India Bound

bookstack.jpgOff to India this afternoon. Back on the 18th. Hope my Delhi hotel has decent Web connection, even if not DSL. Going to accompany my wife, Susan Sargent, on a sourcing trip. (Glad you asked. Her new book, The Comfort of Color: Inspire. Transform. Create., is off to a good start. Always delighted to find an excuse, any excuse to “give it a hyperlink”!) Also going on a side trip to Bangalore to the Nerve Center of Infosys … see my earlier, glowing Blogs on them.)

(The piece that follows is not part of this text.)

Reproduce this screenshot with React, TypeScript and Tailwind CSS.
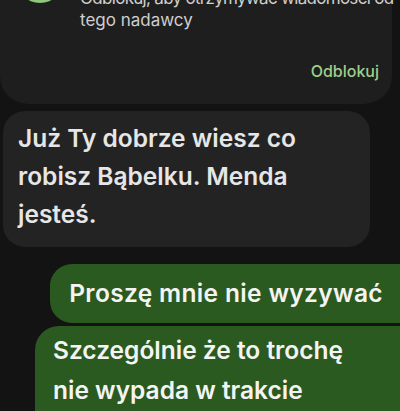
import React from 'react';

const received = ['Już Ty dobrze wiesz co', 'robisz Bąbelku. Menda', 'jesteś.'];
const sentLong = ['Szczególnie że to trochę', 'nie wypada w trakcie', 'rozmowy'];

const App: React.FC = () => {
  return (
    <div
      className="h-[411px] w-[400px] overflow-hidden bg-[#131313]"
      style={{ fontFamily: 'Inter, "Noto Sans", sans-serif' }}
    >
      {/* Karta zablokowanego nadawcy */}
      <div className="-mt-[13px] mr-2 rounded-b-[28px] bg-[#1e1e1e] pb-[23px] pr-[13px]">
        <div className="flex items-start">
          <div className="ml-[16px] mt-[-32px] h-12 w-12 shrink-0 rounded-full bg-[#8cc77c]" />
          <div className="ml-[16px] min-w-0 whitespace-nowrap text-[17px] leading-[22px] text-[#cfcfcf]">
            <p className="tracking-[-0.7px]">Odblokuj, aby otrzymywać wiadomości od</p>
            <p>tego nadawcy</p>
          </div>
        </div>
        <div className="mt-[30px] text-right text-[16px] font-medium leading-[20px] text-[#9dd08b]">
          Odblokuj
        </div>
      </div>

      {/* Wiadomość przychodząca */}
      <div className="ml-[3px] mt-[7px] w-[367px] rounded-[22px] bg-[#232323] px-[15px] pb-[14px] pt-[8px]">
        <p className="text-[24.5px] font-semibold leading-[38px] text-[#e6e6e6]">
          {received.map((line, i) => (
            <React.Fragment key={i}>
              {line}
              {i < received.length - 1 && <br />}
            </React.Fragment>
          ))}
        </p>
      </div>

      {/* Wiadomości wysłane */}
      <div className="mt-[17px] flex flex-col items-end gap-[3px]">
        <div className="-mr-6 rounded-[22px] bg-[#2b5a20] pb-[13px] pl-[19px] pr-[41px] pt-[12px]">
          <p className="whitespace-nowrap text-[24.5px] font-semibold leading-[34px] tracking-[0.35px] text-[#f4f4f4]">
            Proszę mnie nie wyzywać
          </p>
        </div>
        <div className="-mr-6 w-[389px] rounded-[24px] bg-[#2b5a20] pl-[18px] pt-[4px]">
          <p className="text-[24.5px] font-semibold leading-[40px] text-[#f4f4f4]">
            {sentLong.map((line, i) => (
              <React.Fragment key={i}>
                {line}
                {i < sentLong.length - 1 && <br />}
              </React.Fragment>
            ))}
          </p>
        </div>
      </div>
    </div>
  );
};

export default App;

As you may recall, the New York Times ran a recent biz travel piece on me, which underscored how long I spent selecting books for trips. For the amused or interested, I include a semi-final reading list for this trip:

Non-fiction: The Americanization of Ben Franklin, by Gordon Wood; Authentic Happiness, by Martin Seligman; Learned Optimism, also by Martin Seligman; Mullahs, Merchants, and Militants: The Economic Collapse of the Arab World, by Stephen Glain; The Wisdom of Crowds, James Surowiecki; Free Your Breath, Free Your Life, by Dennis Lewis (previously blogged); The Rise of the Creative Class, Richard Florida; The Achieving Society, David McClelland (a 1961 classic, on why some people-nations strive for high achievement, and some don’t); Full House, Stephen Jay Gould (see Steve Yastrow’s and my comments on the recent Barry Bonds blog); The Beak of the Finch, Jonathan Weiner (a masterpiece on evolutionary theory and adaptivity); Certain to Win: The Strategy of John Boyd, Applied to Business, Chet Richards.

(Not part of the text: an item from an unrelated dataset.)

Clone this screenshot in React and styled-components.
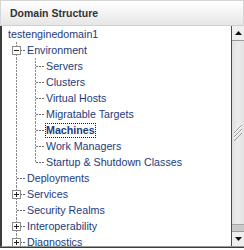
import React from "react"
import styled, { createGlobalStyle } from "styled-components"

const GlobalStyle = createGlobalStyle`
  html, body {
    margin: 0;
    padding: 0;
    background: #ffffff;
  }
  body {
    font-family: "Liberation Sans", Arial, sans-serif;
  }
`

const Panel = styled.div`
  width: 244px;
  height: 250px;
  box-sizing: border-box;
  display: flex;
  flex-direction: column;
  background: #fff;
  overflow: hidden;
`

const Header = styled.div`
  height: 26px;
  box-sizing: border-box;
  flex: none;
  display: flex;
  align-items: center;
  padding: 0 0 1px 9px;
  border: 1px solid #d6d6d6;
  border-bottom: 1px solid #d0d0d0;
  background: linear-gradient(to bottom, #ffffff 0%, #f4f4f4 45%, #e6e6e6 100%);
  color: #333;
  font-size: 10.5px;
  font-weight: bold;
`

const Body = styled.div`
  flex: 1;
  min-height: 0;
  display: flex;
  border-left: 2px solid #3c3c3c;
  border-bottom: 1px solid #9a9a9a;
  box-shadow: 0 1px 0 #3c3c3c;
  margin-bottom: 3px;
`

const Tree = styled.div`
  flex: 1;
  overflow: hidden;
  padding: 0 0 0 6px;
`

const Row = styled.div`
  display: flex;
  align-items: stretch;
  height: 16px;
`

const Gutter = styled.div`
  position: relative;
  flex: none;
  width: ${p => p.$w}px;
  height: 16px;

  &::before {
    content: "";
    display: ${p => (p.$line ? "block" : "none")};
    position: absolute;
    left: ${p => p.$x}px;
    top: 0;
    width: 1px;
    height: ${p => (p.$half ? "8px" : "16px")};
    background: repeating-linear-gradient(to bottom, #8a8a8a 0 2px, transparent 2px 3px);
  }

  &::after {
    content: "";
    display: ${p => (p.$branch ? "block" : "none")};
    position: absolute;
    left: ${p => p.$x + 1}px;
    right: 1px;
    top: 8px;
    height: 1px;
    background: repeating-linear-gradient(to right, #6a6a6a 0 2px, transparent 2px 3px);
  }
`

const Toggle = styled.span`
  position: absolute;
  z-index: 1;
  left: ${p => p.$x - 4}px;
  top: 4px;
  width: 9px;
  height: 9px;
  box-sizing: border-box;
  border: 1px solid #8c8c8c;
  background: #fff;

  &::before,
  &::after {
    content: "";
    position: absolute;
    background: #222;
  }
  &::before {
    left: 1px;
    right: 1px;
    top: 3px;
    height: 1px;
  }
  &::after {
    display: ${p => (p.$open ? "none" : "block")};
    top: 1px;
    bottom: 1px;
    left: 3px;
    width: 1px;
  }
`

const Label = styled.span`
  display: flex;
  align-items: center;
  padding: 0 1px;
  margin-left: -1px;
  height: 15px;
  align-self: center;
  white-space: nowrap;
  font-size: 10.7px;
  color: #1d3b7c;
  font-weight: ${p => (p.$selected ? "bold" : "normal")};
  outline: ${p => (p.$selected ? "1px dotted #222" : "none")};
  outline-offset: -1px;
`

const Scrollbar = styled.div`
  flex: none;
  width: 12px;
  display: flex;
  flex-direction: column;
  border-left: 1px solid #4a4a4a;
  background: #c9c9c9;
`

const ArrowButton = styled.div`
  flex: none;
  height: 15px;
  box-sizing: border-box;
  display: flex;
  align-items: center;
  justify-content: center;
  background: #efefef;
  border-top: ${p => (p.$down ? "1px solid #9a9a9a" : "none")};
  border-bottom: ${p => (p.$down ? "none" : "1px solid #9a9a9a")};
`

const Thumb = styled.div`
  flex: 1;
  margin-bottom: 6px;
  display: flex;
  align-items: center;
  justify-content: center;
  background: linear-gradient(to right, #e0e0e0, #ececec 50%, #e2e2e2);
  border-bottom: 1px solid #a8a8a8;
`

const L1 = { w: 19, x: 8 }
const L2 = { w: 19, x: 8 }

const rows = [
  { label: "testenginedomain1", gutters: [] },
  { label: "Environment", gutters: [{ ...L1, line: true, branch: true, toggle: "open" }] },
  { label: "Servers", gutters: [{ ...L1, line: true }, { ...L2, line: true, branch: true }] },
  { label: "Clusters", gutters: [{ ...L1, line: true }, { ...L2, line: true, branch: true }] },
  { label: "Virtual Hosts", gutters: [{ ...L1, line: true }, { ...L2, line: true, branch: true }] },
  { label: "Migratable Targets", gutters: [{ ...L1, line: true }, { ...L2, line: true, branch: true }] },
  { label: "Machines", selected: true, gutters: [{ ...L1, line: true }, { ...L2, line: true, branch: true }] },
  { label: "Work Managers", gutters: [{ ...L1, line: true }, { ...L2, line: true, branch: true }] },
  { label: "Startup & Shutdown Classes", gutters: [{ ...L1, line: true }, { ...L2, line: true, half: true, branch: true }] },
  { label: "Deployments", gutters: [{ ...L1, line: true, branch: true }] },
  { label: "Services", gutters: [{ ...L1, line: true, branch: true, toggle: "closed" }] },
  { label: "Security Realms", gutters: [{ ...L1, line: true, branch: true }] },
  { label: "Interoperability", gutters: [{ ...L1, line: true, branch: true, toggle: "closed" }] },
  { label: "Diagnostics", gutters: [{ ...L1, line: true, branch: true, toggle: "closed" }] },
]

function Grip() {
  return (
    <svg width="10" height="18" viewBox="0 0 10 18">
      <g stroke="#9c9c9c" strokeWidth="1">
        <line x1="1" y1="9" x2="9" y2="1" />
        <line x1="1" y1="13" x2="9" y2="5" />
        <line x1="1" y1="17" x2="9" y2="9" />
      </g>
      <g stroke="#fff" strokeWidth="1">
        <line x1="1" y1="10" x2="9" y2="2" />
        <line x1="1" y1="14" x2="9" y2="6" />
      </g>
    </svg>
  )
}

function Arrow({ down }) {
  return (
    <svg width="7" height="4" viewBox="0 0 7 4">
      <path d={down ? "M0 0h7L3.5 4z" : "M0 4h7L3.5 0z"} fill="#111" />
    </svg>
  )
}

export default function App() {
  return (
    <>
      <GlobalStyle />
      <Panel>
        <Header>Domain Structure</Header>
        <Body>
          <Tree>
            {rows.map((r, i) => (
              <Row key={i}>
                {r.gutters.map((g, j) => (
                  <Gutter key={j} $w={g.w} $x={g.x} $line={g.line} $half={g.half} $branch={g.branch}>
                    {g.toggle && <Toggle $x={g.x} $open={g.toggle === "open"} />}
                  </Gutter>
                ))}
                <Label $selected={r.selected}>{r.label}</Label>
              </Row>
            ))}
          </Tree>
          <Scrollbar>
            <ArrowButton>
              <Arrow />
            </ArrowButton>
            <Thumb>
              <Grip />
            </Thumb>
            <ArrowButton $down>
              <Arrow down />
            </ArrowButton>
          </Scrollbar>
        </Body>
      </Panel>
    </>
  )
}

Fiction: The Peregrine Spy, Edmund Murray; The Dogs of Riga, Henning Mankell; Birds of a Feather, Jacqueline Winspear; The Hamilton Case, Michelle de Kretser; The Laments, George Hagen; Shanghai Station, Bartle Bull; The Dante Club, Matthew Pearl; In Times of Siege, Githa Hariharan. (A few of these will be painfully weeded out in the next 4 hours.)